Pour les partisans de Pearse, ressassant leur absurde rhétorique du martyre, il fallait coûte que coûte que les Républicains, fissent leur Entrée en scène Pendant la semaine sainte, à Pâques si possible. Pearse l'a emporté. On a privilégié le symbole à la tactique ; il est vrai que le symbole aurait pu faire partie de la tactique. Choisir Pâques pour s'insurger dans un pays catholique comme l'Irlande pouvait galvaniser toute une nation si seulement les clandestins avaient eu le temps de disposer les campagnes à l'insurrection. Pâques 1917 aurait pu libérer l'Irlande et économiser un nombre considérable de morts.
Grèce 1949 : le Christ ne ressuscitera pas.

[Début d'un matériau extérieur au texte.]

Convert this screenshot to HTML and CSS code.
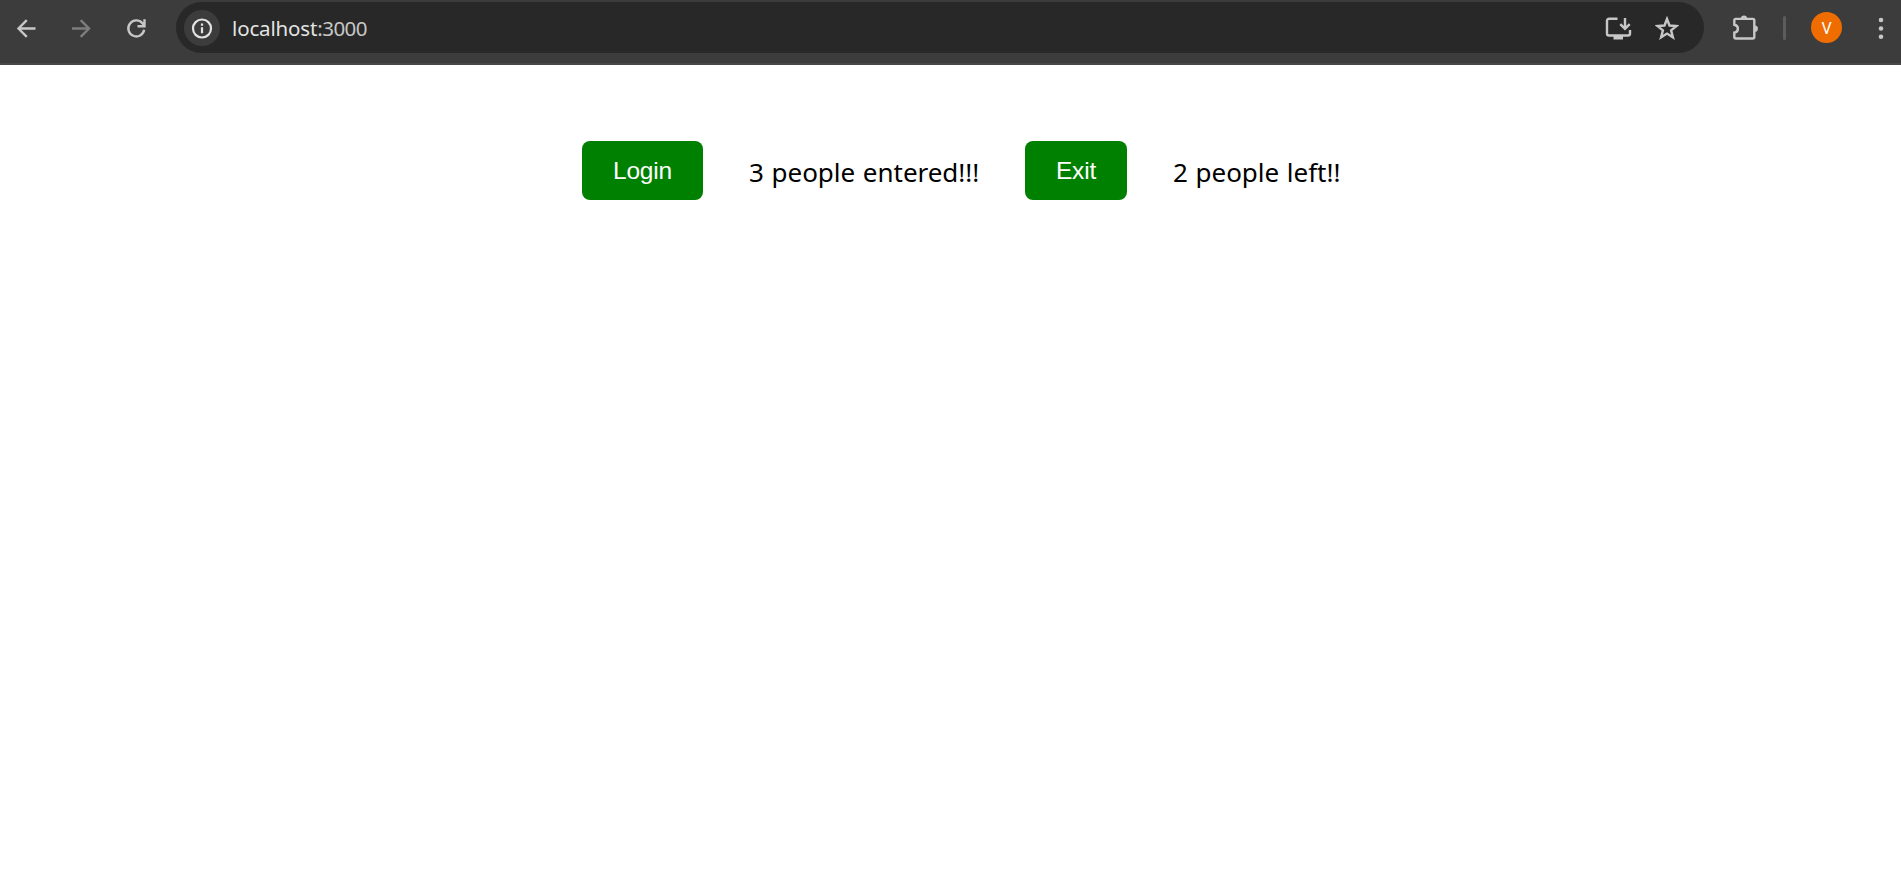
FILE: index.html
```html
<!DOCTYPE html>
<html lang="en">
<head>
<meta charset="utf-8">
<title>localhost:3000</title>
<link rel="stylesheet" href="styles.css">
</head>
<body>
<header class="toolbar">
  <nav class="nav">
    <svg class="icon" width="24" height="24" viewBox="0 0 24 24"><path d="M21.500 12.500H5M12.800 4.200 4.500 12.500l8.300 8.300"/></svg>
    <svg class="icon dim" width="24" height="24" viewBox="0 0 24 24"><path d="M3 12.500h16.500M11.700 4.200l8.300 8.300-8.300 8.300"/></svg>
    <svg class="icon" width="24" height="24" viewBox="0 0 24 24"><path d="M20.200 13.800A8 8 0 1 1 18.400 7.200L20.300 9.500M20.500 3.200v7H13.500"/></svg>
  </nav>
  <div class="address">
    <span class="info"><svg class="icon bright" width="24" height="24" viewBox="0 0 24 24"><circle cx="12" cy="12.500" r="9"/><path d="M12 11.300v6M12 7.500v2.200"/></svg></span>
    <span class="url">localhost<span class="port">:3000</span></span>
    <svg class="icon install" width="28" height="28" viewBox="0 0 28 28"><path d="M13.500 4.800H5a2 2 0 0 0-2 2V19.500a2 2 0 0 0 2 2h19a2 2 0 0 0 2-2V16M21 4v11M16.300 10.200l4.700 4.700 4.700-4.700"/><path class="solid" d="M9.500 21h9.500v4.500H9.500z"/></svg>
    <svg class="icon star" width="24" height="24" viewBox="0 0 24 24"><path d="m12 3 2.500 6.500 7 .5-5.400 4.400 1.800 6.900L12 17.600l-5.900 3.700 1.800-6.900L2.500 10l7-.5z"/></svg>
  </div>
  <div class="actions">
    <svg class="icon" width="28" height="28" viewBox="0 0 28 28"><path d="M4.800 4.900H21.800a1.500 1.500 0 0 1 1.500 1.500V23a1.500 1.500 0 0 1-1.500 1.500H4.800A1.500 1.500 0 0 1 3.300 23V18.600c4.800-.8 4.800-7 0-7.800V6.400a1.500 1.500 0 0 1 1.500-1.500"/><path class="solid" d="M9.900 4.500a3.100 3.100 0 0 1 6.200 0zM23.800 11.600a3.100 3.100 0 0 1 0 6.200z"/></svg>
    <span class="divider"></span>
    <span class="avatar">V</span>
    <svg class="dots" width="6" height="24" viewBox="0 0 6 24"><circle cx="3" cy="4" r="2.300"/><circle cx="3" cy="12.500" r="2.300"/><circle cx="3" cy="20.800" r="2.300"/></svg>
  </div>
</header>
<main class="counter">
  <button class="btn login">Login</button>
  <span class="label entered">3 people entered!!!</span>
  <button class="btn exit">Exit</button>
  <span class="label">2 people left!!</span>
</main>
</body>
</html>
```
FILE: styles.css
```css
body {
  margin: 0;
  background: #fff;
  font-family: "Noto Sans", sans-serif;
}

.toolbar {
  box-sizing: border-box;
  height: 65px;
  padding: 2px 0 10px 14px;
  display: flex;
  align-items: center;
  background: #3c3c3c;
  border-bottom: 2px solid #474747;
}

.nav {
  display: flex;
  gap: 31px;
  width: 162px;
}

.icon {
  display: block;
  flex: none;
  fill: none;
  stroke: #c7c7c7;
  stroke-width: 2.4;
}

.dim { stroke: #7d7d7d; }
.bright { stroke: #e3e3e3; stroke-width: 2.2; }
.solid { fill: #c7c7c7; stroke: none; }

.address {
  box-sizing: border-box;
  width: 1528px;
  height: 51px;
  padding: 0 25px 0 8px;
  border-radius: 26px;
  background: #282828;
  display: flex;
  align-items: center;
}

.info {
  width: 36px;
  height: 36px;
  border-radius: 50%;
  background: #3c3c3c;
  display: flex;
  align-items: center;
  justify-content: center;
}

.url {
  margin-left: 12px;
  font-size: 20.5px;
  line-height: 28px;
  letter-spacing: -0.15px;
  color: #e3e3e3;
}

.port {
  color: #c7c7c7;
  letter-spacing: -0.55px;
}

.install { margin-left: auto; }
.star { margin-left: 23px; }

.actions {
  display: flex;
  align-items: center;
  margin-left: 27px;
}

.divider {
  width: 3px;
  height: 24px;
  margin-left: 24px;
  border-radius: 2px;
  background: #5c5c5c;
}

.avatar {
  width: 31px;
  height: 31px;
  margin-left: 25px;
  border-radius: 50%;
  background: #ef6c00;
  color: #fff;
  font: 16px/33px Roboto, sans-serif;
  text-align: center;
}

.dots {
  margin-left: 36px;
  fill: #c7c7c7;
}

.counter {
  display: flex;
  align-items: center;
  padding: 76px 0 0 582px;
}

.btn {
  height: 59px;
  padding: 0 0 1px;
  border: 0;
  border-radius: 8px;
  background: green;
  color: #fff;
  font: 24.5px/29px "Liberation Sans", Arial, sans-serif;
  letter-spacing: -0.2px;
}

.login { width: 121px; }
.exit { width: 102px; }

.label {
  margin-left: 46px;
  padding-top: 2px;
  font-size: 26px;
  line-height: 36px;
  letter-spacing: -0.03px;
  word-spacing: 1px;
  color: #000;
  white-space: nowrap;
}

.entered { width: 276px; }
```
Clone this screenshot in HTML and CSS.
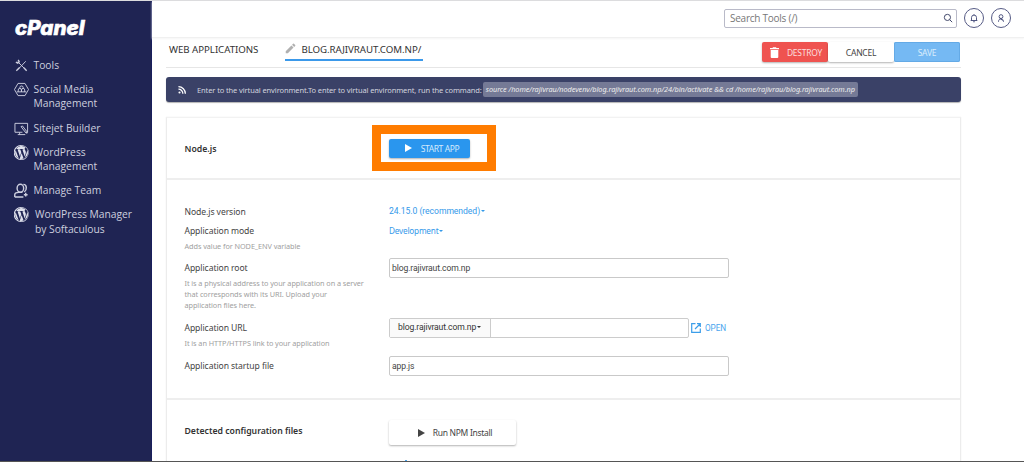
FILE: index.html
```html
<!DOCTYPE html>
<html lang="en">
<head>
<meta charset="utf-8">
<title>cPanel - Web Applications</title>
<link rel="stylesheet" href="styles.css">
</head>
<body>
<svg class="defs" width="0" height="0" aria-hidden="true">
  <symbol id="wordpress" viewBox="0 0 122.5 122.5"><path d="M8.7 61.3c0 20.8 12.1 38.7 29.6 47.3l-25-68.7c-3 6.5-4.6 13.7-4.6 21.4zm88-2.7c0-6.5-2.3-11-4.3-14.5-2.7-4.3-5.2-8-5.2-12.3 0-4.8 3.7-9.3 8.9-9.3h.7a52.4 52.4 0 0 0-79.4 9.9h3.4c5.5 0 13.9-.7 13.9-.7 2.9-.2 3.2 4 .4 4.3 0 0-2.9.3-6 .5l19.1 57 11.5-34.5-8.2-22.5c-2.8-.2-5.5-.5-5.5-.5-2.8-.2-2.5-4.5.3-4.3 0 0 8.7.7 13.9.7 5.5 0 13.9-.7 13.9-.7 2.9-.2 3.2 4 .4 4.3 0 0-2.9.3-6 .5l19 56.5 5.2-17.5c2.3-7.3 4-12.5 4-16.9zm-34.5 7.3-15.8 45.8a52.6 52.6 0 0 0 32.3-.8l-.4-.7zM107.4 36c.2 1.7.4 3.5.4 5.5 0 5.4-1 11.5-4.1 19.1l-16 46.4a52.5 52.5 0 0 0 19.7-71z"/><path d="M61.3 0a61.3 61.3 0 1 0 0 122.5 61.3 61.3 0 0 0 0-122.5zm0 116.7a55.4 55.4 0 1 1 0-110.9 55.4 55.4 0 0 1 0 110.9z"/></symbol>
</svg>
<div class="app">
  <aside class="sidebar">
    <svg class="logo" viewBox="0 0 90 24" role="img" aria-label="cPanel"><text x="1" y="16.2" textLength="69.5" lengthAdjust="spacingAndGlyphs">cPanel</text></svg>
    <nav class="nav">
      <a class="nav-item"><svg class="nav-icon" viewBox="0 0 16 16"><path class="line" d="M4 4l8.5 8.500M12.500 3.500 4 12.500"/><path class="line bold" d="M10.500 10.500l3 3M2.500 13.500l3.500-3.500M2 4.500l2 1 1.500-1.500-1-2"/></svg><span>Tools</span></a>
      <a class="nav-item"><svg class="nav-icon" viewBox="0 0 16 16"><path class="line" d="M4.300 1.500h7.400L15.500 8l-3.800 6.500H4.300L.5 8z"/><path class="line" d="M4.500 10.500V8.500a1.700 1.700 0 0 1 3.400 0v2M8 10.500v-2a1.700 1.700 0 0 1 3.400 0v2M3 10.500h10M6.200 7V6a1.800 1.800 0 0 1 3.600 0v1"/></svg><span>Social Media<br>Management</span></a>
      <a class="nav-item"><svg class="nav-icon" viewBox="0 0 16 16"><path class="line" d="M9 12H1V2.500h13.500V12H12M4 14.500h8M6 12v2.500"/><path class="line" d="M7.500 6l5 6.500 1.500.5-.3-1.700-4.700-6z"/></svg><span>Sitejet Builder</span></a>
      <a class="nav-item"><svg class="nav-icon fill"><use href="#wordpress"/></svg><span>WordPress<br>Management</span></a>
      <a class="nav-item"><svg class="nav-icon" viewBox="0 0 16 16"><ellipse class="line bold" cx="6.800" cy="5.500" rx="3.500" ry="4.200"/><path class="line bold" d="M10 1.500c4 0 4 6 1 8M.8 15v-2.500c0-2 2.500-2.500 4.200-2.500h4M.8 15H10M12.500 10.500v4M10.500 12.500h4"/></svg><span>Manage Team</span></a>
      <a class="nav-item shifted"><svg class="nav-icon fill"><use href="#wordpress"/></svg><span>WordPress Manager<br>by Softaculous</span></a>
    </nav>
  </aside>
  <div class="content">
    <header class="topbar">
      <label class="search"><span>Search Tools (/)</span><svg viewBox="0 0 12 12"><circle cx="5.300" cy="5.300" r="3.700"/><path d="M8 8l3 3"/></svg></label>
      <span class="round"><svg viewBox="0 0 12 12"><path d="M2 9h8M3 9V5.500a3 3 0 0 1 6 0V9M5 10.500h2M6 1.500v1"/></svg></span>
      <span class="round"><svg viewBox="0 0 12 12"><circle cx="6" cy="4.300" r="2.300"/><path d="M3 10.500c0-2.500 1.500-3.500 3-3.500s3 1 3 3.500M4.300 6l3.700 3"/></svg></span>
    </header>
    <main class="main">
      <div class="tabs">
        <a class="tab">WEB APPLICATIONS</a>
        <a class="tab active"><svg viewBox="0 0 12 12"><path d="M.8 9v2.300H3.100L9.300 5 7 2.700zM7.700 2l2.300 2.300 1.100-1.100a.7.7 0 0 0 0-1L9.800.9a.7.7 0 0 0-1 0z"/></svg>BLOG.RAJIVRAUT.COM.NP/</a>
        <div class="actions">
          <button class="btn destroy"><svg viewBox="0 0 9 11"><path d="M0 1h2.500L3 .2h3L6.500 1H9v1.200H0zM.7 3h7.600v7a1 1 0 0 1-1 1H1.700a1 1 0 0 1-1-1z"/></svg>DESTROY</button>
          <button class="btn cancel">CANCEL</button>
          <button class="btn save">SAVE</button>
        </div>
      </div>
      <div class="notice">
        <svg viewBox="0 0 9 9"><circle cx="1.700" cy="7.300" r="1.200"/><path d="M.5 3.600a5 5 0 0 1 5 5M.5.800a7.800 7.800 0 0 1 7.800 7.800"/></svg>
        <span>Enter to the virtual environment.To enter to virtual environment, run the command:</span>
        <code>source /home/rajivrau/nodevenv/blog.rajivraut.com.np/24/bin/activate &amp;&amp; cd /home/rajivrau/blog.rajivraut.com.np</code>
      </div>
      <div class="panel">
        <section class="section start">
          <h2>Node.js</h2>
          <div class="highlight"><button class="btn start-btn"><svg viewBox="0 0 7 8"><path d="M0 0l7 4-7 4z"/></svg>START APP</button></div>
        </section>
        <section class="section form">
          <div class="row version"><div class="label">Node.js version</div><a class="link">24.15.0 (recommended)<i class="caret"></i></a></div>
          <div class="row mode"><div class="label">Application mode<small>Adds value for NODE_ENV variable</small></div><a class="link dev">Development<i class="caret"></i></a></div>
          <div class="row root"><div class="label">Application root<small>It is a physical address to your application on a server<br>that corresponds with its URI. Upload your<br>application files here.</small></div><div class="input">blog.rajivraut.com.np</div></div>
          <div class="row url"><div class="label">Application URL<small>It is an HTTP/HTTPS link to your application</small></div>
            <div class="group"><span class="domain">blog.rajivraut.com.np<i class="caret"></i></span><span class="path"></span></div>
            <a class="open"><svg viewBox="0 0 10 10"><path d="M4.500.7H.7v8.600h8.600V5.500M6 .7h3.300V4M9 1 4 6"/></svg>OPEN</a></div>
          <div class="row startup"><div class="label">Application startup file</div><div class="input">app.js</div></div>
        </section>
        <section class="section detected">
          <h2>Detected configuration files</h2>
          <div class="detected-actions">
            <button class="btn npm"><svg viewBox="0 0 7 8"><path d="M0 0l7 4-7 4z"/></svg>Run NPM Install</button>
            <i class="tip"></i>
          </div>
        </section>
      </div>
    </main>
  </div>
</div>
</body>
</html>
```
FILE: styles.css
```css
* { box-sizing: border-box; }
body { margin: 0; background: #fff; font-family: "Noto Sans", sans-serif; color: #444; }
svg { display: block; flex: none; }
.defs { position: absolute; }
.app { display: flex; height: 462px; overflow: hidden; border-top: 1px solid #dcdcde; border-bottom: 1px solid #555; }
.sidebar { width: 152px; flex: none; background: #1f2453; border-right: 1px solid #191e5c; padding: 18px 0 0 14px; }
.logo { width: 90px; height: 24px; fill: #fff; overflow: visible; }
.logo text { font: italic 800 19.5px "Inter", sans-serif; stroke: #fff; stroke-width: .6px; }
.nav { margin-top: 15px; display: flex; flex-direction: column; gap: 10px; font: 10.300px/14.200px "Open Sans", sans-serif; color: #cdcfdf; }
.nav-item { display: flex; gap: 4.500px; white-space: nowrap; letter-spacing: 0; }
.nav-item.shifted { gap: 6px; letter-spacing: -.03px; }
.nav-icon { width: 15px; height: 15px; margin-bottom: -2px; fill: none; stroke: #cdcfdf; }
.nav-icon.fill { fill: #dfe1ec; stroke: none; }
.nav-icon .line { stroke-width: 1; }
.nav-icon .bold { stroke-width: 1.500; }

.content { flex: 1; min-width: 0; }
.topbar { height: 37px; border-bottom: 1px solid #f0f0f0; box-shadow: 0 1px 2px #f5f5f5; display: flex; align-items: center; justify-content: flex-end; gap: 7px; padding: 0 13px 2px 0; }
.search { width: 233px; height: 19px; border: 1px solid #b9bac8; border-radius: 2px; display: flex; align-items: center; justify-content: space-between; padding: 0 3px 0 5px; font: 10px "Open Sans", sans-serif; letter-spacing: -.25px; color: #777; }
.search svg { width: 10px; height: 10px; fill: none; stroke: #444a6c; stroke-width: 1.200; }
.round { width: 20px; height: 20px; border: 1px solid #565b85; border-radius: 50%; display: grid; place-items: center; }
.round svg { width: 10px; height: 10px; fill: none; stroke: #444a78; stroke-width: 1.100; }

.main { width: 795px; margin-left: 14px; }
.tabs { height: 30px; border-bottom: 1px solid #e6e6e6; display: flex; align-items: flex-start; font-size: 9.700px; color: #333; }
.tab { height: 23px; line-height: 24px; margin-left: 3px; letter-spacing: -.04px; white-space: nowrap; }
.tab.active { margin-left: 27px; width: 138px; border-bottom: 2px solid #3b99ea; display: flex; gap: 5px; }
.tab svg { width: 11px; height: 11px; margin-top: 5px; fill: #b0b0b0; }
.actions { margin: 4px 1px 0 auto; display: flex; }
.btn { border: 0; border-radius: 2px; padding: 0; display: flex; align-items: center; justify-content: center; font: 8.500px "Noto Sans", sans-serif; box-shadow: 0 1px 2px rgba(0,0,0,.3); white-space: nowrap; }
.actions .btn { width: 66px; height: 20px; letter-spacing: -.25px; }
.btn.destroy { background: #ef5350; color: #fbdede; gap: 8px; padding-left: 2px; }
.destroy svg { width: 9px; height: 11px; fill: #fff; }
.btn.cancel { background: #fff; color: #444; }
.btn.save { background: #75b9f3; color: #d9edfc; box-shadow: inset 0 0 0 1px #64aae6; }

.notice { height: 25px; margin-top: 9px; background: #3a4167; border-radius: 3px; box-shadow: 0 1px 1px rgba(0,0,0,.3); display: flex; align-items: center; padding-left: 12px; font-size: 7.500px; letter-spacing: -.11px; color: #d2d4df; white-space: nowrap; }
.notice svg { width: 8px; height: 8px; fill: #fff; margin-right: 11px; }
.notice path { fill: none; stroke: #fff; stroke-width: 1.400; }
.notice code { margin-left: 1px; height: 15px; padding: 0 3px; border-radius: 2px; background: #757a96; color: #eee; font: italic 7.300px/15px "Noto Sans", sans-serif; letter-spacing: -.04px; }

.panel { margin-top: 15px; height: 360px; border: 1px solid #ececec; border-top-color: #f2f2f2; box-shadow: 0 0 1px #e6e6e6; }
.section { border-bottom: 2px solid #eee; padding-left: 17.500px; }
.section h2 { margin: 0; width: 204.500px; font: 600 8.700px "Noto Sans", sans-serif; color: #333; }
.start { height: 62px; display: flex; align-items: center; }
.start h2 { width: 187.500px; padding-top: 1px; }
.highlight { width: 124px; height: 46px; border: 9px solid #ff7c00; padding: 4.500px 8px; }
.start-btn { width: 81px; height: 19px; background: #2a96ee; color: #d4eafc; gap: 9px; letter-spacing: -.4px; padding-left: 5px; }
.start-btn svg, .npm svg { width: 7px; height: 8px; fill: currentColor; }
.start-btn svg { fill: #fff; }
.form { height: 220px; padding-top: 23px; font-size: 8.600px; letter-spacing: -.08px; }
.row { display: flex; }
.label { width: 204.500px; line-height: 18px; white-space: nowrap; }
.label small { display: block; font-size: 7.300px; line-height: 11px; letter-spacing: -.07px; color: #a0a0a0; }
.version { height: 19px; }
.mode { height: 36px; }
.mode small { line-height: 13px; }
.link { height: 18px; line-height: 17px; color: #3499ea; font-family: Roboto, sans-serif; font-size: 8.600px; letter-spacing: -.05px; }
.link.dev { font-family: "Noto Sans", sans-serif; font-size: 8.200px; letter-spacing: -.2px; }
.caret { display: inline-block; margin-left: 1px; border: 2.500px solid transparent; border-top-color: currentColor; border-bottom: 0; vertical-align: 2px; }
.root { height: 60px; }
.root .label, .url .label { line-height: 21px; }
.root small, .url small { margin-top: -1px; }
.input { width: 340px; height: 20px; border: 1px solid #c9c9c9; border-radius: 2px; padding-left: 2px; line-height: 18px; font-family: Roboto, sans-serif; font-size: 8.600px; letter-spacing: -.12px; }
.url { height: 38px; }
.group { display: flex; width: 300px; height: 20px; border: 1px solid #ccc; border-radius: 2px; }
.domain { width: 101px; background: #fafafa; border-right: 1px solid #ccc; padding-left: 8px; line-height: 17px; color: #333; font-family: Roboto, sans-serif; letter-spacing: -.12px; }
.open { margin-left: 2px; display: flex; align-items: center; height: 20px; gap: 4px; color: #4aa5ee; font: 8.200px Roboto, sans-serif; }
.open svg { width: 10px; height: 10px; fill: none; stroke: #3c9ee9; stroke-width: 1.200; }
.startup .label { line-height: 20px; }
.detected { height: 62px; padding-top: 20px; display: flex; border: 0; }
.detected h2 { line-height: 23px; }
.npm { width: 127px; height: 25px; background: #fff; color: #444; gap: 8px; letter-spacing: -.3px; padding-left: 5px; }
.tip { display: block; width: 2px; height: 2px; margin: 15px 0 0 16px; background: #4aa5ee; }
```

C'est à l'écrivain Nikos Kazantzaki que l'on doit cette histoire (que l'on peut lire dans son roman "Les frères ennemis"). Dans un petit village disputé par les troupes royalistes et les communistes pendant la guerre civile en Grèce, un Pope parle avec Dieu et lui implore de réconcilier les villageois dont les familles sont déchirées entre les deux camps. Le fils du Pope lui-même conduit la milice rouge qui a établi son campement sur la colline la plus proche. Dieu tout d'abord ne répond rien aux injonctions du prêtre, puis lui fait prendre conscience qu'il est libre et qu'il doit prendre ses responsabilités. C'est Pâques, le Pope commence donc par refuser de procéder à la cérémonie de l'Epitaphios. Cette cérémonie, pour les Grecs, consiste à orner une statue du Christ et à l'allonger sur un dais le Vendredi Saint. La statue est remise d'aplomb le jour de Pâques en signe de résurrection. Or le jour venu, le Pope, Papa Yannaros, refuse de faire se lever le Christ. Ni les pleurs ni les malédictions des femmes restées au village n'auront raison de son obstination : le Christ ne veut pas renaître dans un village où le frère coiffé d'un bonnet rouge égorge le frère coiffé d'un bonnet noir. Yannaros est tué par son fils dans les dernières lignes du roman, accomplissant ainsi sa propre Passion. Le premier geste de son successeur, quand le village aura été repris aux communistes, sera sans doute de remettre l'effigie du Christ debout sans se poser de question.
Prière finale
Qu'arrivera t-il en premier ?
Cesserons-nous de tuer tous les jours le bouc émissaire entre midi et trois ou bien le Christ cessera t-il de renaître tous les ans parmi nous ?
Les Guerres d'Irlande ont pris fin (on l'espère) il y a quelques jours quand Gerry Adams et Ian Paisley ont signé un pacte instituant un gouvernement commun aux deux formations de l'Ulster. La Guerre civile en Grèce a définitivement cessé avec la chute des Colonels et l'entrée de la Grèce dans l'Union quelques années plus tard. Puisque Pâques est le temps des prières, je terminerai pas celle-ci :
Que l'idée de sacrifice disparaisse de l'esprit des hommes ; qu'ils aient à coeur au contraire de consacrer leur vie à prolonger et faciliter celle des autres. Que les traités de paix soient nombreux et que les peuples s'en réjouissent. Puisses-Tu, "Dieu-des-armées" diminuer le nombre des fusils entreposés dans nos caves secrètes afin d y faire abonder Ta lumière.